In more recent memory the Riot Grrrls, or the post-punk rancidity of Rage Against the Machine, took the stage. But in the last 10 years politics seems to have faded away. Unless, of course, you happen to live in Russia, in which case protest music will get you killed or sent off to Siberia for a good long stretch.

American history in particular is studded through with intermingling of music and politics. Writing in The New Yorker about vice president Henry A. Wallace, Alex Ross recounts that Wallace's speech, "The Century of the Common Man," with its rising incantations to cast off the shackles of power and control, turned into Aaron's Copland's classic piece "Fanfare for the Common Man."

Ross pulls out some of the most stirring bits and pieces of the speech to give a gist of its tone and flavour. He quotes Wallace: "There must be neither military nor economic imperialism... international cartels that serve American greed and the German will to power must go... the people's revolution is on the march, and the devil and all his angels cannot prevail against it."

In its entirety, Wallace's speech, with its quaint references to stooges, Satan and she-bears, seems dated and a bit daft, whereas Copland's rendition still stands as sleek and silver as a trumpet blast.

Humpy humps, twerky twerks

Music transcends time and space and it is not to be trifled with, but that is exactly what we are doing with it as of late. What the hell happened? How did we get from Patti Smith to Miley Cyrus? The ultimate question is cui bono? And I'm not talking about a Sonny and Cher tribute band. A pied piper of marketing and pop hooks has led all the little children away underneath the mountains of money. Before we stretch this particular analogy until it squeaks, let's hear from a real, live young musician.

Selina Crammond, whose band Movieland will play a gig at the 30th anniversary of Simon Fraser University's Institute of the Humanities (catch them at Vancouver's Railway Club on Nov. 30), explains that explicit politics have been replaced by action, with bands refusing to play bars and opting instead to perform all-ages shows. But actual genuine politics, at least in mainstream music, are as rare as hen's teeth at the moment.

I'm sure there are musicians and singer/songwriters somewhere out there penning furious lyrics about the state of the world in their parent's basements. Given the state of the place, you would think the time is ripe to inspire all manner of pointed political pop songs. But I cannot for the life of me remember the last time I heard any mainstream music that had much to say other than just dance. That's fine, but seems a little irrelevant in light of the current global shifts taking place.

Meanwhile, pop music spins round and round. As the great anti-apartheid activist Steve Biko said, "The greatest weapon in the hand of the oppressor is the mind of the oppressed." Especially if the oppressor has a catchy beat and constant radio repetition.
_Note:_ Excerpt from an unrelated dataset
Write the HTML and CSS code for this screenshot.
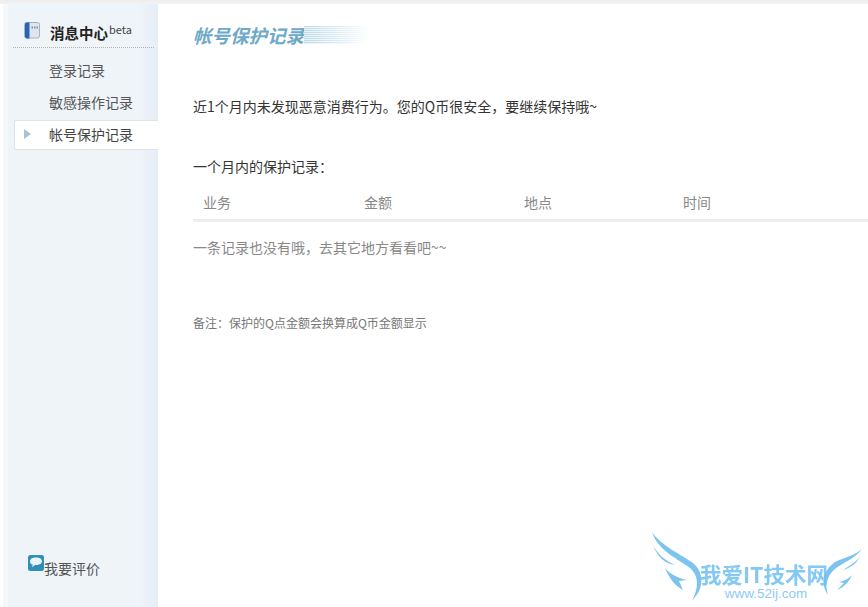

Sometimes I can't help but think that the youngsters have been trained from a very early age to think only of slaking individual appetites from every conceivable angle, drugs, sex, shopping. The higher purpose of music has been diluted and degraded to humpy humps and twerky twerks.

There is something so deeply nefarious about the perversion of music that I think warrants closer attention, especially since humans are essentially hardwired for it. Music opens up every section of the brain from the cerebellum to mesolimbic system to the frontal lobes. There is a reason that music lights up your body like heroin, since essentially that is what is happening inside your brain with the release of brain drugs. As neuroscientist Daniel Levitin explains in his book This is Your Brain on Music, music is "involved in arousal, pleasure, the transmission of opioids and the production of  dopamine."

But it is more than that. The ability of the human brain to hear and process musical sounds far surpasses any super computer ever built, and borders on the near mystical. It's little wonder that music found a home in religion for however many millennia. If the only way to hear a Palestrina mass was to attend church, it's little wonder that people trotted off to chapel.

A tear-shit-up anthem

Whether in war, love or revolution, there's a reason we all sing together. Music also provides social cohesion quite unlike anything else. Given its power, it's a little creepy to take a spin through the top 100 singles. There is something positively unholy happening. Nothing in Harmony Korine's film Spring Breakers, a Dantesque descent into Floridian Hell, was quite as horrifying as the opening musical montage featuring Skrillex's cheerful little tune "Scary Monsters and Nice Sprites." This is a song that grinds industrial beats against screaming samples of teenage girlies. You don't even need to watch the rest of the film; that one musical leitmotif pretty much sums it all up.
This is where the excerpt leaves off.